GIVEN INFORMATION:

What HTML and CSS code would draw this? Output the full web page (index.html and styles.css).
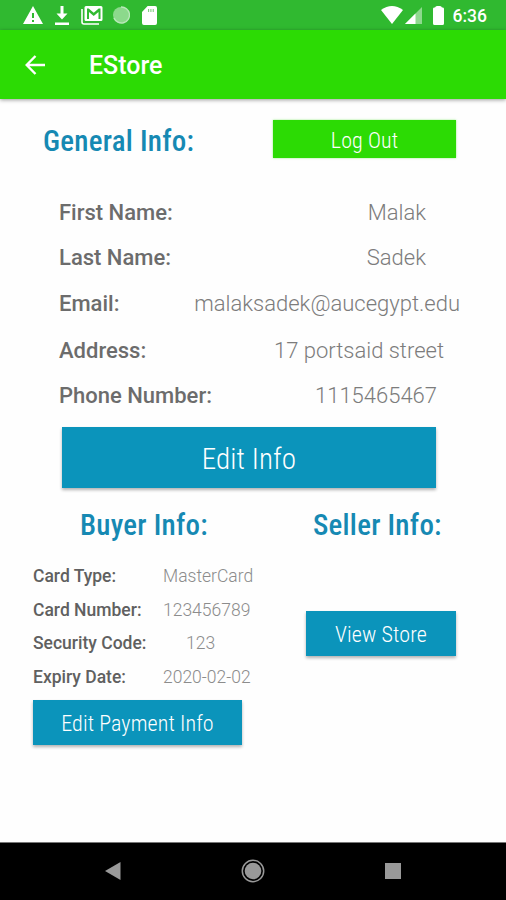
FILE: index.html
```html
<!DOCTYPE html>
<html lang="en">
<head>
  <meta charset="UTF-8">
  <title>EStore</title>
  <meta name="viewport" content="width=device-width, initial-scale=1.0">
  <link rel="stylesheet" href="styles.css">
</head>
<body>
  <div class="status-bar">
    <div class="notifications">
      <svg width="20" height="18" viewBox="0 0 20 18"><path fill="#fff" fill-rule="evenodd" d="M10 0 20 18H0ZM9 7v5h2V7ZM9 14v2h2v-2Z"/></svg>
      <svg width="14" height="19" viewBox="0 0 14 19"><path fill="#fff" d="M5.500 0h3v7.500h4L7 13.500 1.500 7.500h4ZM0 16.500h14V19H0Z"/></svg>
      <svg width="22" height="19" viewBox="0 0 22 19"><path fill="none" stroke="#fff" stroke-width="1.600" d="M1 3v13q0 2 2 2h15"/><path fill="#fff" fill-rule="evenodd" d="M5 0h15q1.500 0 1.500 1.500v12q0 1.500-1.500 1.500H5q-1.500 0-1.500-1.500v-12Q3.500 0 5 0ZM6 2.500V13h2V6l4.700 4L17.500 6v7h2V2.500h-1.800l-5 4.200-5-4.200Z"/></svg>
      <svg class="sync" width="18" height="18" viewBox="0 0 18 18"><circle cx="9" cy="9" r="8" fill="#8cd98c"/><path fill="none" stroke="#b9e8b9" stroke-width="1.500" d="M9 1a8 8 0 1 1-7 11"/></svg>
      <svg width="15" height="19" viewBox="0 0 16 19" preserveAspectRatio="none"><path fill="#fff" d="M6 0h8q2 0 2 2v15q0 2-2 2H2q-2 0-2-2V6Z"/><path stroke="#7fd07f" stroke-width="1.200" d="M7 3v3M9.500 3v3M12 3v3"/></svg>
    </div>
    <div class="system">
      <svg class="wifi" width="22" height="18" viewBox="0 0 22 18"><path fill="#fff" d="M0 4Q11-4 22 4L11 18Z"/></svg>
      <svg class="signal" width="17" height="17" viewBox="0 0 17 17"><path fill="#8ed98e" d="M17 0v17H0Z"/><path fill="#fff" d="M10.500 6.500V17H0Z"/></svg>
      <svg class="battery" width="11" height="19" viewBox="0 0 11 19"><path fill="#fff" d="M2 1.500Q2.500 0 4 0h3q1.500 0 2 1.500h1q1 0 1 1.500v14.500q0 1.500-1.500 1.500h-8Q0 19 0 17.500V3q0-1.500 1-1.500Z"/></svg>
      <span class="clock">6:36</span>
    </div>
  </div>

  <div class="app-bar">
    <svg class="back" width="20" height="20" viewBox="0 0 20 20"><path fill="none" stroke="#fff" stroke-width="2.400" d="M20 10H2M10.500 1 1.700 10l8.800 9"/></svg>
    <h1>EStore</h1>
  </div>

  <main>
    <div class="general-head">
      <h2 class="general-title">General Info:</h2>
      <button class="btn logout-btn">Log Out</button>
    </div>

    <div class="general-list">
      <div class="row first-name"><b>First Name:</b><span>Malak</span></div>
      <div class="row last-name"><b>Last Name:</b><span>Sadek</span></div>
      <div class="row email"><b>Email:</b><span>malaksadek@aucegypt.edu</span></div>
      <div class="row address"><b>Address:</b><span>17 portsaid street</span></div>
      <div class="row phone"><b>Phone Number:</b><span>1115465467</span></div>
    </div>

    <button class="btn edit-btn">Edit Info</button>

    <div class="columns">
      <section class="buyer">
        <h2>Buyer Info:</h2>
        <div class="card-list">
          <div class="card-row"><b>Card Type:</b><span>MasterCard</span></div>
          <div class="card-row"><b>Card Number:</b><span>123456789</span></div>
          <div class="card-row security"><b>Security Code:</b><span>123</span></div>
          <div class="card-row"><b>Expiry Date:</b><span>2020-02-02</span></div>
        </div>
        <button class="btn payment-btn">Edit Payment Info</button>
      </section>
      <section class="seller">
        <h2>Seller Info:</h2>
        <button class="btn store-btn">View Store</button>
      </section>
    </div>
  </main>

  <div class="nav-bar">
    <svg width="16" height="18" viewBox="0 0 16 18"><path fill="#999" d="M15.500 0v18L0 9Z"/></svg>
    <svg width="24" height="24" viewBox="0 0 24 24"><circle cx="12" cy="12" r="8.300" fill="#999"/><circle cx="12" cy="12" r="10.700" fill="none" stroke="#999" stroke-width="1.500"/></svg>
    <svg width="16" height="16" viewBox="0 0 16 16"><path fill="#999" d="M0 0h16v16H0Z"/></svg>
  </div>
</body>
</html>
```

FILE: styles.css
```css
* { box-sizing: border-box; }
html, body {
  margin: 0; padding: 0;
  width: 100%; height: 900px;
  background: #fefefe;
  font-family: Roboto, sans-serif;
  overflow: hidden;
}
body {
  display: flex;
  flex-direction: column;
}
svg { display: block; flex: none; }
h1, h2 { margin: 0; white-space: nowrap; }

.status-bar {
  height: 30px;
  flex: none;
  background: #30b930;
  display: flex;
  justify-content: space-between;
  align-items: center;
  padding: 0 19px 0 23px;
}
.notifications, .system { display: flex; align-items: center; }
.notifications { gap: 12px; }
.sync { margin-left: -3px; }
.signal { margin-left: 2px; }
.battery { margin: 0 9px 0 11px; }
.clock {
  color: #fff;
  font-size: 17.500px;
  font-weight: 500;
  line-height: 30px;
  padding-top: 1px;
}

.app-bar {
  height: 69px;
  flex: none;
  background: #2cdb04;
  box-shadow: 0 1px 4px rgba(0,0,0,0.4);
  display: flex;
  align-items: center;
  gap: 44px;
  padding: 0 25px;
  z-index: 1;
}
.app-bar h1 {
  color: #fff;
  font-size: 25px;
  font-weight: 500;
  padding-top: 2px;
}

main { flex: 1; }
h2 {
  color: #1689b3;
  font-family: "Roboto Condensed", Roboto, sans-serif;
  font-stretch: 75%;
  font-size: 29px;
  font-weight: 500;
  line-height: 34px;
  letter-spacing: 0.25px;
}
.btn {
  display: block;
  border: none;
  padding: 1px 0 0;
  color: #fff;
  background: #0b94bb;
  font-family: "Roboto Condensed", Roboto, sans-serif;
  font-stretch: 75%;
  font-size: 22px;
  font-weight: 350;
  letter-spacing: 0.1px;
  white-space: nowrap;
  box-shadow: 0 2px 3px rgba(0,0,0,0.3);
}

.general-head {
  display: flex;
  justify-content: space-between;
  align-items: center;
  padding: 20px 50px 0 43px;
}
.general-title { padding-top: 5px; }
.logout-btn {
  width: 183px; height: 38px;
  padding-top: 3px;
  background: #2cdb04;
  box-shadow: 0 0 2px rgba(44,219,4,0.5);
}

.general-list { padding: 32px 0 0 59px; }
.row {
  display: flex;
  justify-content: space-between;
  align-items: center;
  height: 45px;
  font-size: 22px;
  color: #6c6c6c;
}
.row b { font-weight: 500; }
.row span { font-weight: 300; color: #7c7c7c; }
.first-name, .last-name { padding-right: 80px; }
.email { height: 46px; padding-right: 46px; }
.address { height: 49px; padding-right: 62px; }
.phone { height: 40px; padding-right: 69px; }

.edit-btn {
  width: 374px; height: 61px;
  padding-top: 3px;
  margin: 12px 0 0 62px;
  font-size: 29px;
}

.columns {
  display: grid;
  grid-template-columns: 272px 1fr;
  padding-top: 20px;
}
.buyer { padding-left: 33px; }
.buyer h2 { padding-left: 47px; }
.card-list { padding: 17px 0 6px; }
.card-row {
  display: grid;
  grid-template-columns: 129px 92px;
  align-items: center;
  height: 33.700px;
  font-size: 17.500px;
  color: #606060;
}
.card-row b { font-weight: 500; }
.card-row span { font-weight: 300; color: #8c8c8c; padding-left: 1px; }
.card-row.security span { padding-left: 24px; }
.payment-btn { width: 209px; height: 45px; padding-top: 2px; }

.seller { padding-left: 34px; }
.seller h2 { padding-left: 7px; }
.store-btn { width: 150px; height: 45px; margin-top: 69px; }

.nav-bar {
  height: 58px;
  flex: none;
  background: #000;
  border-top: 1px solid #777;
  display: flex;
  justify-content: space-between;
  align-items: center;
  padding: 0 105px 2px;
}
```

TASK OBJECTIVE: Whenever "styles" turns up in a line, pick that line out.

COMPLETE ANSWER:
What HTML and CSS code would draw this? Output the full web page (index.html and styles.css).
  <link rel="stylesheet" href="styles.css">
FILE: styles.css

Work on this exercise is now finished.